Computer Science 111

*for class on Thursday April 20, 2000*

Please read
Sections 10.5 and 10.6 of the Schneider and Gersting text,
and be prepared to discuss the following:

**1.** How might a Turing machine * multiply*
two unary numbers, using the unary copy machine from the last
class? Suppose your starting tape looks like this:

. . . b b b A 1 1 B 1 1 1 A b b b . . .

Then your machine should write six ones (that's 2 times 3 ones)
to the right of the rightmost A.
Please note that this convention for unary numbers
is slightly different from the textbook's: the book
represents a non-negative integer *n*
by a series of (*n* + 1) ones,
but here we'll use just *n* ones.
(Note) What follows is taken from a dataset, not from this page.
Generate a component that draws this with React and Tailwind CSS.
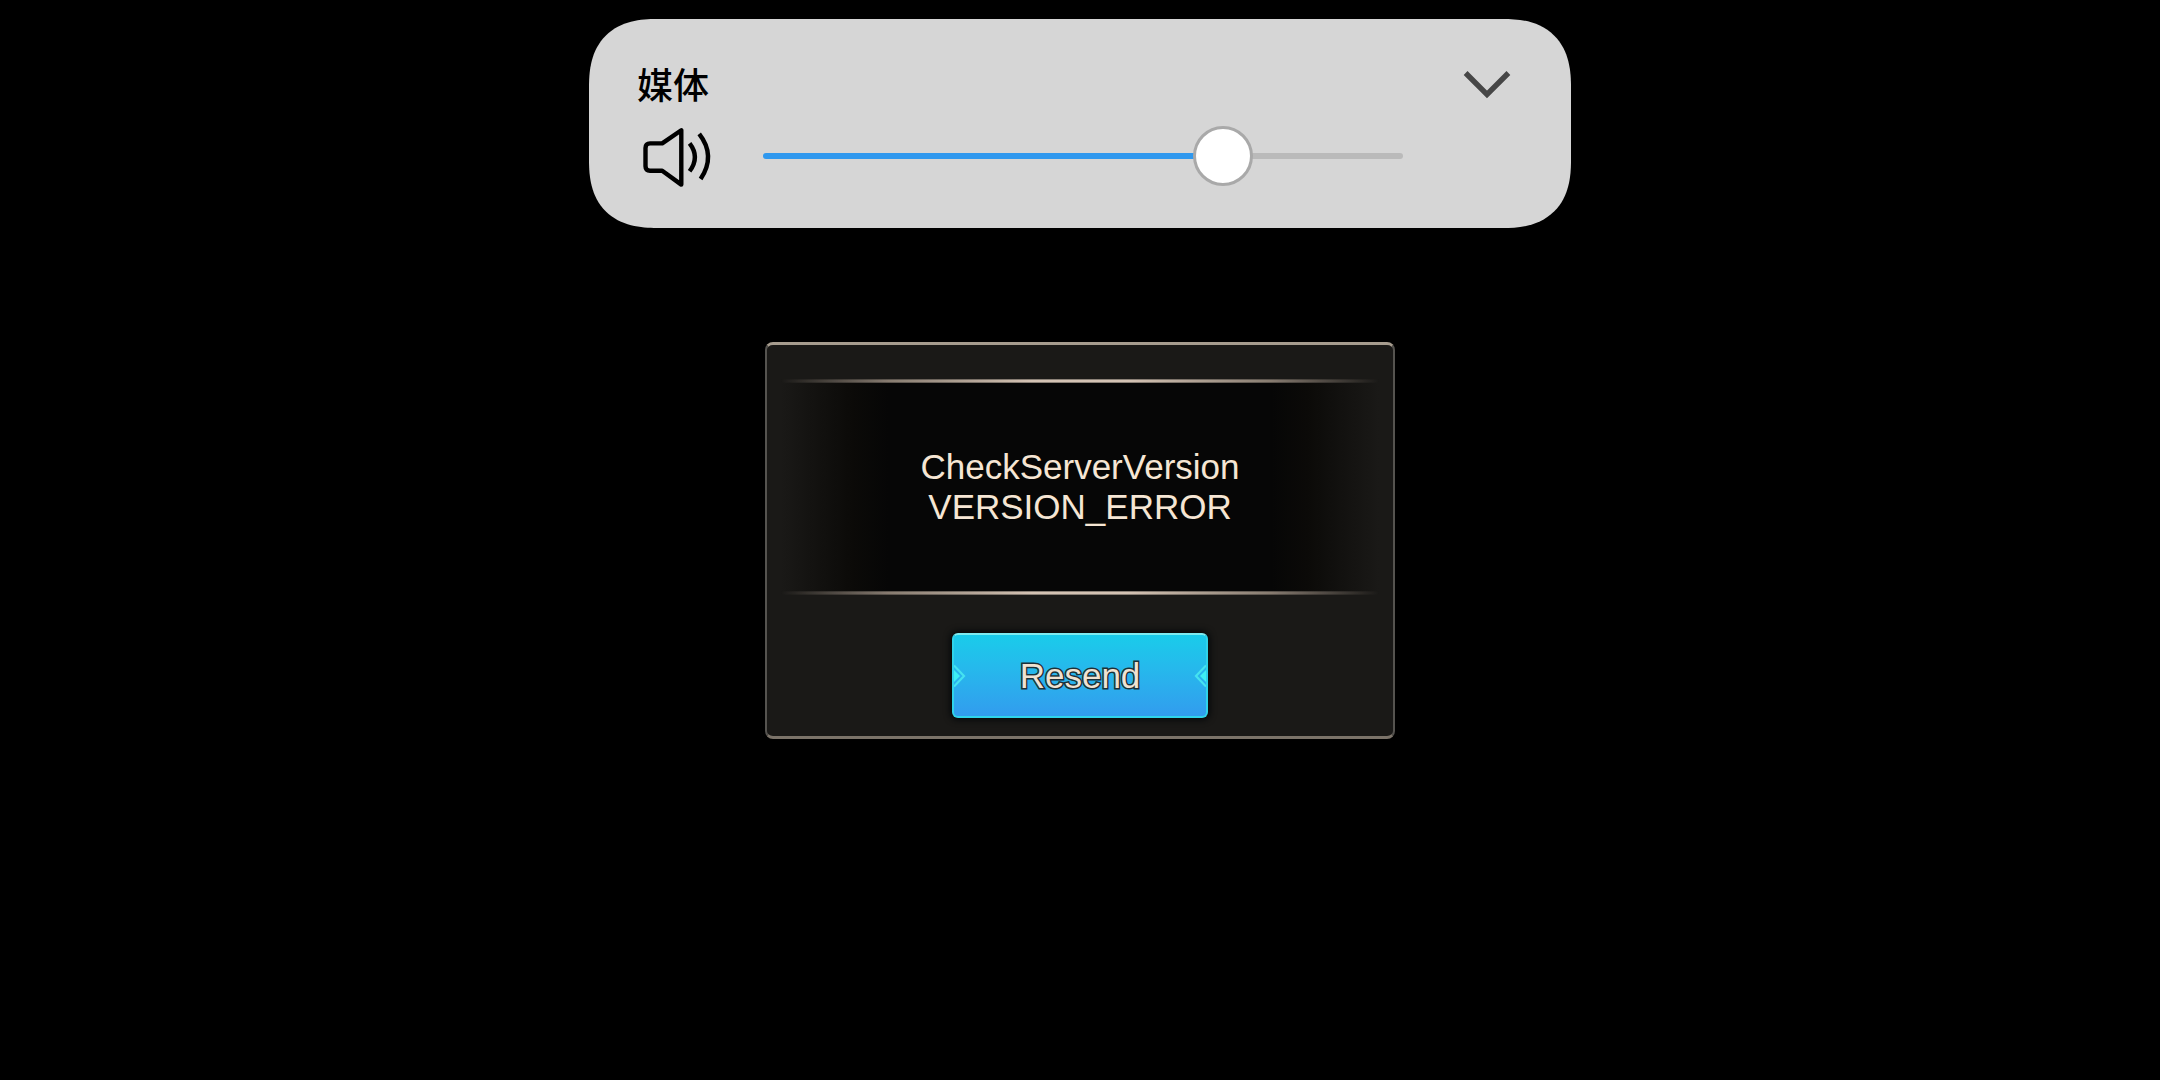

As before, you will probably want some
additional "marker" symbols to keep track of input ones you've already processed.
If this is difficult for you, try the "pseudo-code" approach: just
write down in words the simple steps you would perform to do this yourself,
assuming you could only keep one symbol in your head at a time.
**2.** When you hand-simulate the operation of a Turing machine,
you are following some algorithm, of course. Do you think that this
algorithm could *itself* be expressed as a Turing machine? That is,
could one Turing machine *imitate* another? How? In thinking about this
question, imagine that the description of the machine being imitated is written on the tape before the imitator starts.